>> begin Input for this task

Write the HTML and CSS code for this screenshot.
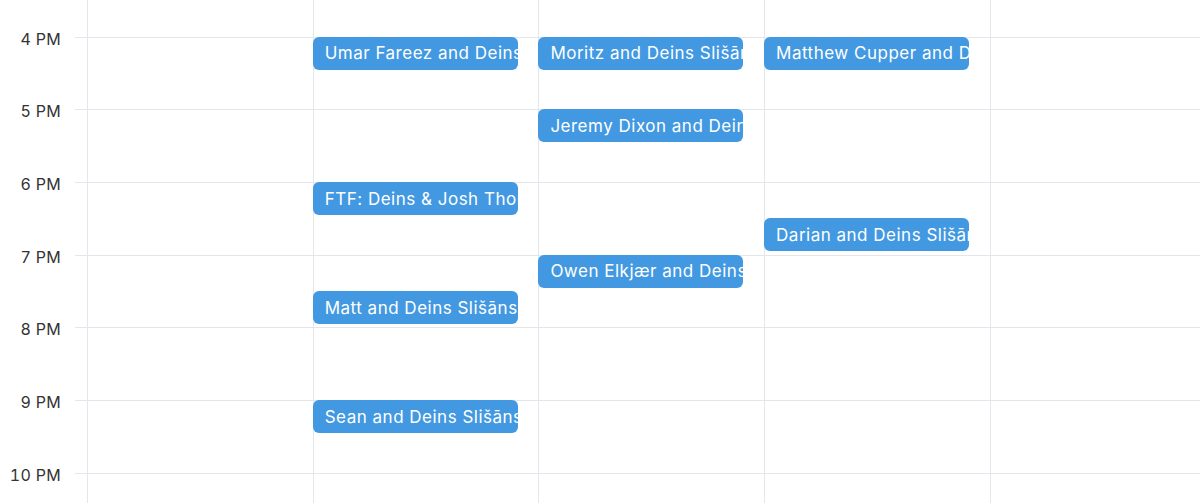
FILE: index.html
```html
<!DOCTYPE html>
<html lang="en">
<head>
    <meta charset="UTF-8">
    <meta name="viewport" content="width=device-width, initial-scale=1.0">
    <title>Week view</title>
    <link rel="stylesheet" href="styles.css">
</head>
<body>
    <div class="calendar">
        <div class="hours">
            <div class="hour"><span class="label">3 PM</span><span class="line"></span></div>
            <div class="hour"><span class="label">4 PM</span><span class="line"></span></div>
            <div class="hour"><span class="label">5 PM</span><span class="line"></span></div>
            <div class="hour"><span class="label">6 PM</span><span class="line"></span></div>
            <div class="hour"><span class="label">7 PM</span><span class="line"></span></div>
            <div class="hour"><span class="label">8 PM</span><span class="line"></span></div>
            <div class="hour"><span class="label">9 PM</span><span class="line"></span></div>
            <div class="hour"><span class="label">10 PM</span><span class="line"></span></div>
        </div>

        <div class="days">
            <div class="day"></div>
            <div class="day">
                <div class="event" style="top: 72.7px">Umar Fareez and Deins Slišāns</div>
                <div class="event" style="top: 218px">FTF: Deins &amp; Josh Thomas</div>
                <div class="event" style="top: 327px">Matt and Deins Slišāns</div>
                <div class="event" style="top: 436px">Sean and Deins Slišāns</div>
            </div>
            <div class="day">
                <div class="event" style="top: 72.7px">Moritz and Deins Slišāns</div>
                <div class="event" style="top: 145.3px">Jeremy Dixon and Deins Slišāns</div>
                <div class="event" style="top: 290.7px">Owen Elkjær and Deins Slišāns</div>
            </div>
            <div class="day">
                <div class="event" style="top: 72.7px">Matthew Cupper and Deins Slišāns</div>
                <div class="event" style="top: 254.3px">Darian and Deins Slišāns</div>
            </div>
            <div class="day"></div>
        </div>
    </div>
</body>
</html>
```

FILE: styles.css
```css
html, body {
    height: 100%;
}
body {
    margin: 0;
    padding: 0;
    overflow: hidden;
    background: #fff;
    font-family: Inter, "Noto Sans", sans-serif;
    color: #333;
}

/* the grid is scrolled so that 4 PM sits near the top */
.calendar {
    position: relative;
    height: 540px;
    margin-top: -36px;
    overflow: hidden;
}

.hour {
    display: flex;
    height: 72.7px;
}
.hour .label {
    width: 75px;
    box-sizing: border-box;
    padding-right: 14px;
    margin-top: -8px;
    text-align: right;
    font-size: 16px;
    line-height: 20px;
    letter-spacing: 0.3px;
    font-variant-numeric: tabular-nums;
}
.hour .line {
    flex: 1;
    border-top: 1px solid #e3e6ea;
}

.days {
    position: absolute;
    top: 0;
    bottom: 0;
    left: 87px;
    right: 0;
    display: grid;
    grid-template-columns: repeat(5, 225.7px);
}
.day {
    position: relative;
    border-left: 1px solid #e3e6ea;
}

/* events sit on the time axis, top comes from the start time */
.event {
    position: absolute;
    left: -1px;
    width: 205px;
    height: 33px;
    box-sizing: border-box;
    padding-left: 12px;
    display: flex;
    align-items: center;
    background: #4299e1;
    color: #fff;
    border-radius: 6px;
    font-size: 17px;
    letter-spacing: 0.5px;
    white-space: nowrap;
    overflow: hidden;
}
```
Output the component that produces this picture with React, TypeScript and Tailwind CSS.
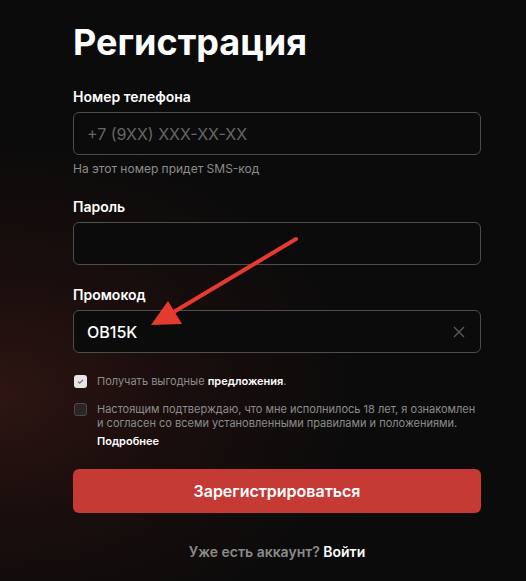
import React from "react";

function Field({ label, children, className = "" }: { label: string; children?: React.ReactNode; className?: string }) {
  return (
    <div className={className}>
      <div className="text-sm leading-5 font-semibold text-white">{label}</div>
      <div className="mt-[5px] flex h-[43px] items-center rounded-[6px] border border-[#4d4d4d] bg-[#0b0b0b] px-[13px]">
        {children}
      </div>
    </div>
  );
}

export default function App() {
  return (
    <div className="relative min-h-[581px] w-full overflow-hidden bg-[#0b0b0b] bg-[radial-gradient(ellipse_70%_45%_at_0%_68%,#2d1512_0%,#1a0e0d_45%,#0b0b0b_100%)] font-['Inter','Noto_Sans',sans-serif]">
      <div className="pl-[73px] pr-[45px] pt-[24px]">
        <h1 className="text-[36px] font-bold leading-none text-white">Регистрация</h1>

        <Field label="Номер телефона" className="mt-[27px]">
          <span className="text-base text-[#666666]">+7 (9XX) XXX-XX-XX</span>
        </Field>
        <div className="mt-[6px] text-xs leading-4 text-[#8c8c8c]">На этот номер придет SMS-код</div>

        <Field label="Пароль" className="mt-5" />

        <Field label="Промокод" className="mt-5">
          <span className="flex-1 text-base font-medium text-white">OB15K</span>
          <svg width="12" height="12" viewBox="0 0 12 12" className="mr-[2px]">
            <path d="M1 1L11 11M11 1L1 11" stroke="#5a5a5a" strokeWidth="1.4" />
          </svg>
        </Field>

        <div className="mt-[21px] flex items-start gap-[10px] pl-[1px]">
          <div className="mt-[1px] flex h-[13px] w-[13px] shrink-0 items-center justify-center rounded-[3px] bg-[#e6e6e6]">
            <svg width="9" height="9" viewBox="0 0 9 9">
              <path d="M2 4.6L3.7 6.2L7 2.8" stroke="#6f6f6f" strokeWidth="1.2" fill="none" />
            </svg>
          </div>
          <div className="text-[11px] leading-[14px] text-[#8c8c8c]">
            Получать выгодные <span className="font-semibold text-white">предложения</span>.
          </div>
        </div>

        <div className="mt-[14px] flex items-start gap-[10px] pl-[1px]">
          <div className="mt-[1px] h-[13px] w-[13px] shrink-0 rounded-[3px] border border-[#4a4a4a] bg-[#2a2626]" />
          <div>
            <div className="text-[11px] leading-[14.4px] text-[#8c8c8c]">
              Настоящим подтверждаю, что мне исполнилось 18 лет, я ознакомлен и согласен со всеми установленными правилами и положениями.
            </div>
            <div className="mt-[3px] text-[11px] leading-[14px] font-semibold text-white">Подробнее</div>
          </div>
        </div>

        <button className="mt-[21px] flex h-[44px] w-full items-center justify-center rounded-[6px] bg-[#c53a35] text-base font-semibold text-white">
          Зарегистрироваться
        </button>

        <div className="mt-[29px] text-center text-sm leading-5 font-semibold text-[#8a8a8a]">
          Уже есть аккаунт? <span className="text-white">Войти</span>
        </div>
      </div>

      <svg className="pointer-events-none absolute left-0 top-0" width="526" height="581" viewBox="0 0 526 581">
        <line x1="296" y1="239" x2="172" y2="313" stroke="#e53a30" strokeWidth="4" strokeLinecap="round" />
        <polygon points="151,325 168,301 182,324" fill="#e53a30" />
      </svg>
    </div>
  );
}
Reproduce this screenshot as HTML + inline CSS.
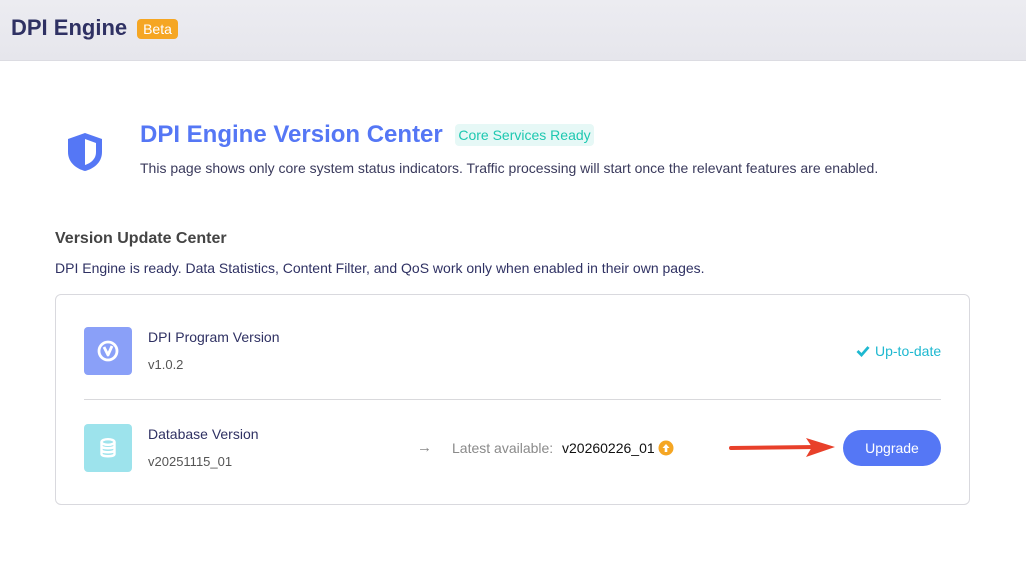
<!DOCTYPE html>
<html><head><meta charset="utf-8"><style>
*{margin:0;padding:0;box-sizing:border-box}
body{width:1026px;height:562px;background:#fff;font-family:"Liberation Sans",sans-serif;position:relative;overflow:hidden}
.a{position:absolute;white-space:nowrap}
</style></head><body>
<div class="a" style="left:0;top:0;width:1026px;height:61px;background:linear-gradient(#ececf1,#e6e6ec);border-bottom:1px solid #dcdce2"></div>
<div class="a" style="left:11px;top:15px;font-size:22px;font-weight:bold;color:#2f3163">DPI Engine</div>
<div class="a" style="left:137px;top:19px;width:41px;height:20px;background:#f5a623;border-radius:4px;color:#fff;font-size:14px;line-height:20px;text-align:center">Beta</div>

<svg class="a" style="left:66px;top:131px" width="38" height="42" viewBox="0 0 38 42"><path d="M19 2 L36 8 V21 C36 32 27 38 19 40 C11 38 2 32 2 21 V8 Z" fill="#5577f5"/><path d="M19 8 L30 12 V21 C30 28 25 32 19 34 Z" fill="#fff"/></svg>
<div class="a" style="left:140px;top:121px;font-size:24px;font-weight:bold;color:#5577f5">DPI Engine Version Center</div>
<div class="a" style="left:455px;top:124px;width:139px;height:22px;background:#e6f8f6;border-radius:4px;color:#1ec8b0;font-size:14px;line-height:22px;text-align:center">Core Services Ready</div>
<div class="a" style="left:140px;top:160px;font-size:14px;color:#3a3a5c">This page shows only core system status indicators. Traffic processing will start once the relevant features are enabled.</div>

<div class="a" style="left:55px;top:230px;font-size:16px;font-weight:bold;color:#444">Version Update Center</div>
<div class="a" style="left:55px;top:260px;font-size:14px;color:#2f3163">DPI Engine is ready. Data Statistics, Content Filter, and QoS work only when enabled in their own pages.</div>

<div class="a" style="left:55px;top:294px;width:915px;height:211px;border:1px solid #d9d9de;border-radius:6px"></div>
<div class="a" style="left:84px;top:327px;width:48px;height:48px;background:#8aa0f8;border-radius:4px"></div>
<svg class="a" style="left:96px;top:339px" width="24" height="24" viewBox="0 0 24 24"><circle cx="12" cy="12" r="9" fill="none" stroke="#fff" stroke-width="2.8"/><path d="M8 8 L12 16 L16 7" fill="none" stroke="#fff" stroke-width="2.8" stroke-linejoin="round"/></svg>
<div class="a" style="left:148px;top:329px;font-size:14px;color:#2f3163">DPI Program Version</div>
<div class="a" style="left:148px;top:357px;font-size:13px;color:#555">v1.0.2</div>
<svg class="a" style="left:856px;top:345px" width="14" height="12" viewBox="0 0 14 12"><path d="M1.5 6 L5.5 10 L12.5 2" fill="none" stroke="#1eb8d0" stroke-width="2.8"/></svg>
<div class="a" style="left:875px;top:343px;font-size:14px;color:#1eb8d0">Up-to-date</div>
<div class="a" style="left:84px;top:399px;width:857px;height:1px;background:#d9d9dc"></div>

<div class="a" style="left:84px;top:424px;width:48px;height:48px;background:#9de3ec;border-radius:4px"></div>
<svg class="a" style="left:96px;top:436px" width="24" height="24" viewBox="0 0 24 24" fill="none" stroke="#fff" stroke-width="2.4"><ellipse cx="12" cy="6" rx="6.5" ry="2.8"/><path d="M5.5 6 V18 C5.5 21 18.5 21 18.5 18 V6 M5.5 10 C5.5 13 18.5 13 18.5 10 M5.5 14 C5.5 17 18.5 17 18.5 14"/></svg>
<div class="a" style="left:148px;top:426px;font-size:14px;color:#2f3163">Database Version</div>
<div class="a" style="left:148px;top:454px;font-size:13px;color:#555">v20251115_01</div>
<div class="a" style="left:417px;top:439px;font-size:15px;color:#888">→</div>
<div class="a" style="left:452px;top:440px;font-size:14px;color:#8a8a8a">Latest available:</div>
<div class="a" style="left:562px;top:440px;font-size:14px;color:#111">v20260226_01</div>
<svg class="a" style="left:658px;top:440px" width="16" height="16" viewBox="0 0 16 16"><circle cx="8" cy="8" r="7.5" fill="#f5a623"/><path d="M8 4 L11.5 8 H9.3 V12 H6.7 V8 H4.5 Z" fill="#fff"/></svg>
<svg class="a" style="left:728px;top:436px" width="110" height="24" viewBox="0 0 110 24"><path d="M3 12 L88 11" stroke="#e8402a" stroke-width="4" stroke-linecap="round"/><path d="M78 2 L107 11 L78 21 L84 11 Z" fill="#e8402a"/></svg>
<div class="a" style="left:843px;top:430px;width:98px;height:36px;background:#5577f5;border-radius:18px;color:#fff;font-size:14px;line-height:36px;text-align:center">Upgrade</div>
</body></html>
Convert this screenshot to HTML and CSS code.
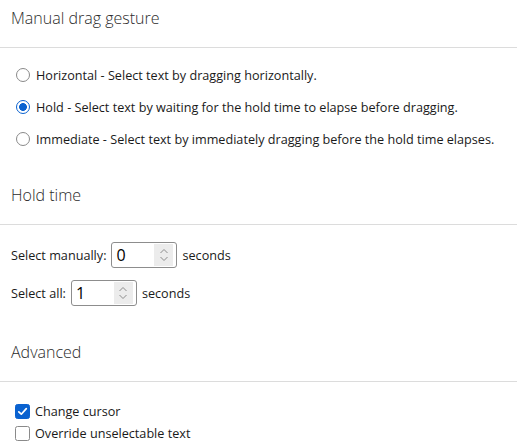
FILE: index.html
```html
<!DOCTYPE html>
<html>
<head>
<meta charset="utf-8">
<link rel="stylesheet" href="styles.css">
</head>
<body>
<section class="section sec-gesture">
  <h2 class="heading">Manual drag gesture</h2>
  <div class="options">
    <div class="opt"><span class="radio"></span><span>Horizontal - Select text by dragging horizontally.</span></div>
    <div class="opt"><span class="radio checked"></span><span>Hold - Select text by waiting for the hold time to elapse before dragging.</span></div>
    <div class="opt"><span class="radio"></span><span>Immediate - Select text by immediately dragging before the hold time elapses.</span></div>
  </div>
</section>
<section class="section sec-hold">
  <h2 class="heading">Hold time</h2>
  <div class="fields">
    <div class="field"><span>Select manually:</span>
      <span class="num"><span class="num-val">0</span><span class="spin"><svg width="10" height="18" viewBox="0 0 10 18"><path d="M1.5 7 L5 3.5 L8.5 7" fill="none" stroke="#8c8c8c" stroke-width="1"/><path d="M1.5 11 L5 14.5 L8.5 11" fill="none" stroke="#8c8c8c" stroke-width="1"/></svg></span></span>
      <span>seconds</span></div>
    <div class="field"><span>Select all:</span>
      <span class="num"><span class="num-val">1</span><span class="spin"><svg width="10" height="18" viewBox="0 0 10 18"><path d="M1.5 7 L5 3.5 L8.5 7" fill="none" stroke="#8c8c8c" stroke-width="1"/><path d="M1.5 11 L5 14.5 L8.5 11" fill="none" stroke="#8c8c8c" stroke-width="1"/></svg></span></span>
      <span>seconds</span></div>
  </div>
</section>
<section class="section sec-adv">
  <h2 class="heading">Advanced</h2>
  <div class="checks">
    <div class="chk"><span class="box checked"><svg width="11" height="11" viewBox="0 0 11 11"><path d="M1.8 5.8 L4.3 8.2 L9.3 2.6" fill="none" stroke="#fff" stroke-width="1.7" stroke-linecap="round" stroke-linejoin="round"/></svg></span><span>Change cursor</span></div>
    <div class="chk"><span class="box"></span><span>Override unselectable text</span></div>
  </div>
</section>
</body>
</html>
```
FILE: styles.css
```css
html, body {
  margin: 0;
  padding: 0;
  background: #fff;
}
body {
  font-family: "Open Sans", "Noto Sans", sans-serif;
  font-size: 12.65px;
  color: #1a1a1a;
  width: 517px;
  height: 448px;
  overflow: hidden;
}
.section {
  display: flex;
  flex-direction: column;
}
.heading {
  margin: 0;
  padding: 6px 11px 17px;
  font-size: 16px;
  line-height: 24px;
  font-weight: 300;
  color: #2b2b2b;
  border-bottom: 1px solid #dcdcdc;
}
.options {
  display: flex;
  flex-direction: column;
  padding-top: 11px;
  margin-bottom: 22px;
}
.opt {
  height: 32px;
  display: flex;
  align-items: center;
  gap: 6px;
  padding-left: 16px;
}
.radio {
  width: 14px;
  height: 14px;
  box-sizing: border-box;
  border: 1.5px solid #8a8a8a;
  border-radius: 50%;
  flex: none;
}
.radio.checked {
  border-color: #0a62d0;
  background: radial-gradient(circle, #0a62d0 0 3.6px, #fff 4.2px);
}
.fields {
  display: flex;
  flex-direction: column;
  gap: 6px;
  padding: 14px 0 3px 11px;
  margin-bottom: 22px;
}
.field {
  height: 32px;
  display: flex;
  align-items: center;
  gap: 5px;
}
.num {
  width: 66px;
  height: 26px;
  box-sizing: border-box;
  border: 1px solid #8d8d8d;
  border-radius: 3px;
  display: flex;
  align-items: center;
  justify-content: space-between;
  padding: 1px 3px 1px 4px;
}
.num-val {
  font-size: 16px;
  color: #000;
}
.spin {
  width: 19px;
  height: 22px;
  background: #ececec;
  display: flex;
  align-items: center;
  justify-content: center;
}
.checks {
  display: flex;
  flex-direction: column;
  padding-top: 18px;
}
.chk {
  height: 22px;
  display: flex;
  align-items: center;
  gap: 5px;
  padding-left: 15px;
}
.box {
  width: 15px;
  height: 15px;
  box-sizing: border-box;
  border: 1.5px solid #8a8a8a;
  border-radius: 2.5px;
  flex: none;
  display: flex;
  align-items: center;
  justify-content: center;
}
.box.checked {
  border-color: #0a62d0;
  background: #0a62d0;
}
```
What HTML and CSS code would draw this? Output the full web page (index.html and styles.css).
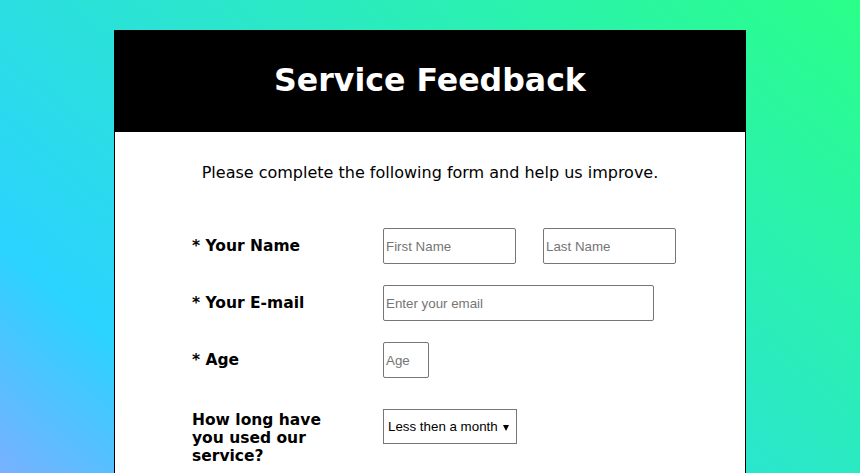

>> end Input for this task

Task objective:
Select and copy every line of the material that holds the string "code".

Reply to the exercise:
Write the HTML and CSS code for this screenshot.
Convert this screenshot to HTML and CSS code.
What HTML and CSS code would draw this? Output the full web page (index.html and styles.css).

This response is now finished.